- Requirements
Retype the whole listing verbatim and keep the pictures out of it.

- Material
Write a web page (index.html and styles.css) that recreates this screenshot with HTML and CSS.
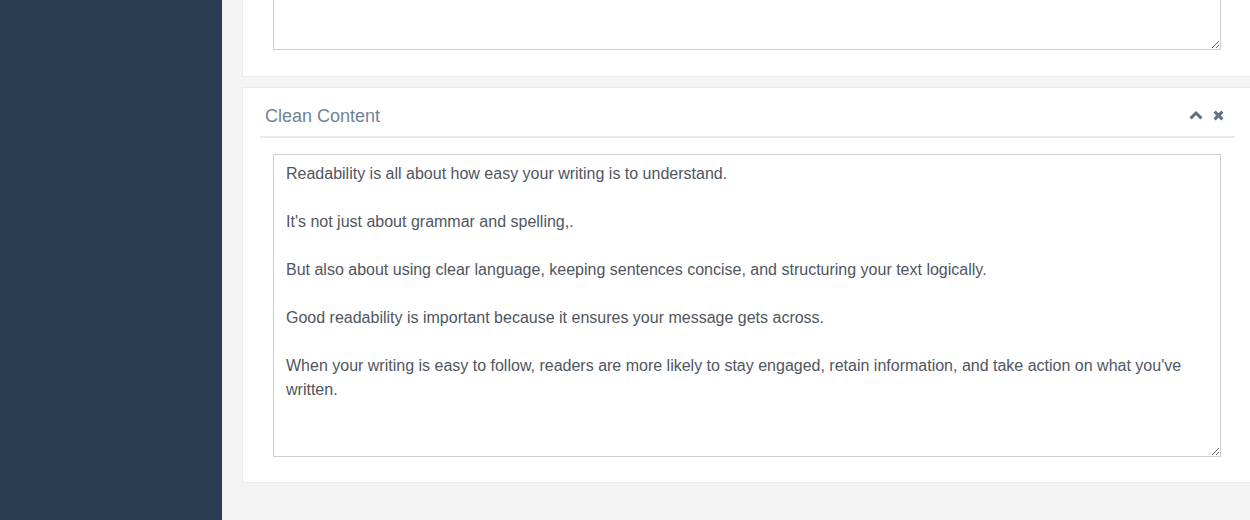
FILE: index.html
```html
<!DOCTYPE html>
<html lang="en">
<head>
<meta charset="utf-8">
<title>Clean Content</title>
<link rel="stylesheet" href="styles.css">
</head>
<body>
<div class="layout">
  <aside class="sidebar"></aside>
  <main class="main">
    <section class="panel panel-clipped">
      <div class="panel-body panel-body-top">
        <textarea class="field field-short"></textarea>
      </div>
    </section>
    <section class="panel">
      <header class="panel-head">
        <h2 class="panel-title">Clean Content</h2>
        <div class="panel-tools">
          <svg class="tool" width="14" height="10" viewBox="0 0 14 10" aria-hidden="true"><path d="M1.6 8.4 L7 3 L12.4 8.4" fill="none" stroke="currentColor" stroke-width="3"/></svg>
          <svg class="tool" width="11" height="11" viewBox="0 0 11 11" aria-hidden="true"><path d="M1.6 1.6 L9.4 9.4 M9.4 1.6 L1.6 9.4" fill="none" stroke="currentColor" stroke-width="3"/></svg>
        </div>
      </header>
      <div class="panel-body">
        <textarea class="field field-tall">Readability is all about how easy your writing is to understand.

It's not just about grammar and spelling,.

But also about using clear language, keeping sentences concise, and structuring your text logically.

Good readability is important because it ensures your message gets across.

When your writing is easy to follow, readers are more likely to stay engaged, retain information, and take action on what you've written.</textarea>
      </div>
    </section>
  </main>
</div>
</body>
</html>
```
FILE: styles.css
```css
* { box-sizing: border-box; }
html, body {
  margin: 0;
  height: 520px;
  overflow: hidden;
  font-family: "Liberation Sans", Arial, sans-serif;
}
.layout {
  display: flex;
  height: 520px;
}
.sidebar {
  width: 222px;
  flex: 0 0 222px;
  background: #2b3d52;
}
.main {
  flex: 1;
  background: #f4f4f4;
  padding-left: 20px;
  overflow: hidden;
}
.panel {
  background: #fff;
  border: 1px solid #e9ebed;
  margin-right: -2px;
}
.panel-clipped {
  margin-top: -136px;
  border-top: none;
  margin-bottom: 10px;
}
.panel-body {
  padding: 16px 30px 25px 30px;
}
.panel-body-top {
  padding-bottom: 26px;
}
.field {
  display: block;
  width: 100%;
  border: 1px solid #cfcfcf;
  border-radius: 0;
  padding: 7px 12px 6px;
  font-family: "Liberation Sans", Arial, sans-serif;
  font-size: 16px;
  line-height: 24px;
  color: #4f5661;
  background: #fff;
  outline: none;
  resize: vertical;
}
.field-short { height: 170px; }
.field-tall { height: 303px; }
.panel-head {
  display: flex;
  align-items: center;
  justify-content: space-between;
  margin: 0 16px 0 17px;
  height: 50px;
  padding: 6px 11px 0 5px;
  border-bottom: 2px solid #e6e8ea;
}
.panel-title {
  margin: 0;
  font-size: 18px;
  font-weight: normal;
  color: #6f8396;
  position: relative;
  top: 1px;
}
.panel-tools {
  display: flex;
  align-items: center;
  gap: 10px;
  color: #5d7084;
}
.tool { display: block; }
```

- Solved problem
Write a web page (index.html and styles.css) that recreates this screenshot with HTML and CSS.
FILE: index.html
```html
<!DOCTYPE html>
<html lang="en">
<head>
<meta charset="utf-8">
<title>Clean Content</title>
<link rel="stylesheet" href="styles.css">
</head>
<body>
<div class="layout">
  <aside class="sidebar"></aside>
  <main class="main">
    <section class="panel panel-clipped">
      <div class="panel-body panel-body-top">
        <textarea class="field field-short"></textarea>
      </div>
    </section>
    <section class="panel">
      <header class="panel-head">
        <h2 class="panel-title">Clean Content</h2>
        <div class="panel-tools">
          <svg class="tool" width="14" height="10" viewBox="0 0 14 10" aria-hidden="true"><path d="M1.6 8.4 L7 3 L12.4 8.4" fill="none" stroke="currentColor" stroke-width="3"/></svg>
          <svg class="tool" width="11" height="11" viewBox="0 0 11 11" aria-hidden="true"><path d="M1.6 1.6 L9.4 9.4 M9.4 1.6 L1.6 9.4" fill="none" stroke="currentColor" stroke-width="3"/></svg>
        </div>
      </header>
      <div class="panel-body">
        <textarea class="field field-tall">Readability is all about how easy your writing is to understand.

It's not just about grammar and spelling,.

But also about using clear language, keeping sentences concise, and structuring your text logically.

Good readability is important because it ensures your message gets across.

When your writing is easy to follow, readers are more likely to stay engaged, retain information, and take action on what you've written.</textarea>
      </div>
    </section>
  </main>
</div>
</body>
</html>
```
FILE: styles.css
```css
* { box-sizing: border-box; }
html, body {
  margin: 0;
  height: 520px;
  overflow: hidden;
  font-family: "Liberation Sans", Arial, sans-serif;
}
.layout {
  display: flex;
  height: 520px;
}
.sidebar {
  width: 222px;
  flex: 0 0 222px;
  background: #2b3d52;
}
.main {
  flex: 1;
  background: #f4f4f4;
  padding-left: 20px;
  overflow: hidden;
}
.panel {
  background: #fff;
  border: 1px solid #e9ebed;
  margin-right: -2px;
}
.panel-clipped {
  margin-top: -136px;
  border-top: none;
  margin-bottom: 10px;
}
.panel-body {
  padding: 16px 30px 25px 30px;
}
.panel-body-top {
  padding-bottom: 26px;
}
.field {
  display: block;
  width: 100%;
  border: 1px solid #cfcfcf;
  border-radius: 0;
  padding: 7px 12px 6px;
  font-family: "Liberation Sans", Arial, sans-serif;
  font-size: 16px;
  line-height: 24px;
  color: #4f5661;
  background: #fff;
  outline: none;
  resize: vertical;
}
.field-short { height: 170px; }
.field-tall { height: 303px; }
.panel-head {
  display: flex;
  align-items: center;
  justify-content: space-between;
  margin: 0 16px 0 17px;
  height: 50px;
  padding: 6px 11px 0 5px;
  border-bottom: 2px solid #e6e8ea;
}
.panel-title {
  margin: 0;
  font-size: 18px;
  font-weight: normal;
  color: #6f8396;
  position: relative;
  top: 1px;
}
.panel-tools {
  display: flex;
  align-items: center;
  gap: 10px;
  color: #5d7084;
}
.tool { display: block; }
```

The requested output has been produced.